Can you write out all the lines word for word, with no pictures?

····················

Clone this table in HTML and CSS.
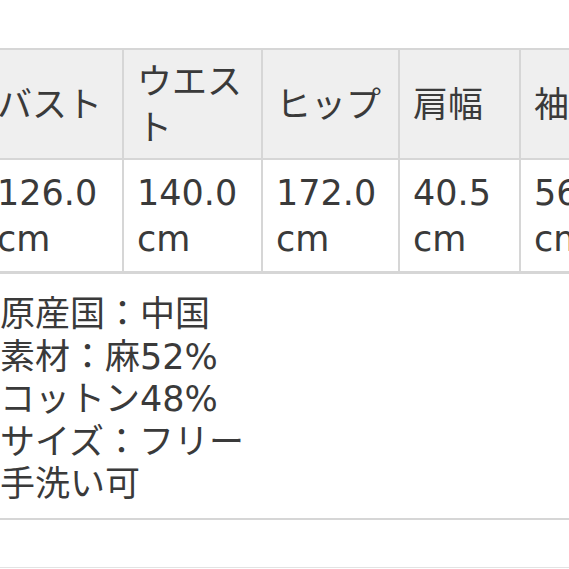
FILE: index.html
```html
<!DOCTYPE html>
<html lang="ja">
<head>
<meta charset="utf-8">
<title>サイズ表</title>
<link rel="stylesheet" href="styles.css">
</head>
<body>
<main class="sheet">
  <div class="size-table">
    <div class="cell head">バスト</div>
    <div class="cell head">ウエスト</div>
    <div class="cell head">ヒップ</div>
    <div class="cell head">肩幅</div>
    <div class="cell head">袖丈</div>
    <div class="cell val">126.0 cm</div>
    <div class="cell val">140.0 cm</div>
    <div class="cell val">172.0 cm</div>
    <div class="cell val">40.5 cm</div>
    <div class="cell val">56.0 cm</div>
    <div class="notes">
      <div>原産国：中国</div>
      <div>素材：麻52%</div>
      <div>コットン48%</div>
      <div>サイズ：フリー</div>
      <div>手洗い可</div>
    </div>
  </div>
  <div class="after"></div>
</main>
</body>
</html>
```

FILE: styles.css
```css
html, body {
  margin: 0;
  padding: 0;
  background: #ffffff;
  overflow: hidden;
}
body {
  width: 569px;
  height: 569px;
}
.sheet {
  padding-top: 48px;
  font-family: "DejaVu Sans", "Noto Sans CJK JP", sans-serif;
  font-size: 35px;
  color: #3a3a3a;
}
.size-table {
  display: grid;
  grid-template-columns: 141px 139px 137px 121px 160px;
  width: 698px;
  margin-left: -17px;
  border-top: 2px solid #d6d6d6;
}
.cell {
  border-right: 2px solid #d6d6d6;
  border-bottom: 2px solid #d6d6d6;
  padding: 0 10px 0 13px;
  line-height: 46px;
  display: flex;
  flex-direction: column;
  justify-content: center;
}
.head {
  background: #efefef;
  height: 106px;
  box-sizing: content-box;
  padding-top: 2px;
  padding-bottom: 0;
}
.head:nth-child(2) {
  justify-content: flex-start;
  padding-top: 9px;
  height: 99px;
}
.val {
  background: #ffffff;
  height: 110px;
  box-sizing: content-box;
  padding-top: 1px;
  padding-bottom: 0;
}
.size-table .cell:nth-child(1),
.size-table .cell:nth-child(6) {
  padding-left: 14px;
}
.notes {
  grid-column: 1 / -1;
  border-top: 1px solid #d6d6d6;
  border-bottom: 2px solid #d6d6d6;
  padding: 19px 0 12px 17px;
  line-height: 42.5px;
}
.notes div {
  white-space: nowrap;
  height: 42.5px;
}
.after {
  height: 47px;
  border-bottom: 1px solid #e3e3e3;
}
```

····················

**Answer to the exercise:**
Clone this table in HTML and CSS.
FILE: index.html
```html
<!DOCTYPE html>
<html lang="ja">
<head>
<meta charset="utf-8">
<title>サイズ表</title>
<link rel="stylesheet" href="styles.css">
</head>
<body>
<main class="sheet">
  <div class="size-table">
    <div class="cell head">バスト</div>
    <div class="cell head">ウエスト</div>
    <div class="cell head">ヒップ</div>
    <div class="cell head">肩幅</div>
    <div class="cell head">袖丈</div>
    <div class="cell val">126.0 cm</div>
    <div class="cell val">140.0 cm</div>
    <div class="cell val">172.0 cm</div>
    <div class="cell val">40.5 cm</div>
    <div class="cell val">56.0 cm</div>
    <div class="notes">
      <div>原産国：中国</div>
      <div>素材：麻52%</div>
      <div>コットン48%</div>
      <div>サイズ：フリー</div>
      <div>手洗い可</div>
    </div>
  </div>
  <div class="after"></div>
</main>
</body>
</html>
```

FILE: styles.css
```css
html, body {
  margin: 0;
  padding: 0;
  background: #ffffff;
  overflow: hidden;
}
body {
  width: 569px;
  height: 569px;
}
.sheet {
  padding-top: 48px;
  font-family: "DejaVu Sans", "Noto Sans CJK JP", sans-serif;
  font-size: 35px;
  color: #3a3a3a;
}
.size-table {
  display: grid;
  grid-template-columns: 141px 139px 137px 121px 160px;
  width: 698px;
  margin-left: -17px;
  border-top: 2px solid #d6d6d6;
}
.cell {
  border-right: 2px solid #d6d6d6;
  border-bottom: 2px solid #d6d6d6;
  padding: 0 10px 0 13px;
  line-height: 46px;
  display: flex;
  flex-direction: column;
  justify-content: center;
}
.head {
  background: #efefef;
  height: 106px;
  box-sizing: content-box;
  padding-top: 2px;
  padding-bottom: 0;
}
.head:nth-child(2) {
  justify-content: flex-start;
  padding-top: 9px;
  height: 99px;
}
.val {
  background: #ffffff;
  height: 110px;
  box-sizing: content-box;
  padding-top: 1px;
  padding-bottom: 0;
}
.size-table .cell:nth-child(1),
.size-table .cell:nth-child(6) {
  padding-left: 14px;
}
.notes {
  grid-column: 1 / -1;
  border-top: 1px solid #d6d6d6;
  border-bottom: 2px solid #d6d6d6;
  padding: 19px 0 12px 17px;
  line-height: 42.5px;
}
.notes div {
  white-space: nowrap;
  height: 42.5px;
}
.after {
  height: 47px;
  border-bottom: 1px solid #e3e3e3;
}
```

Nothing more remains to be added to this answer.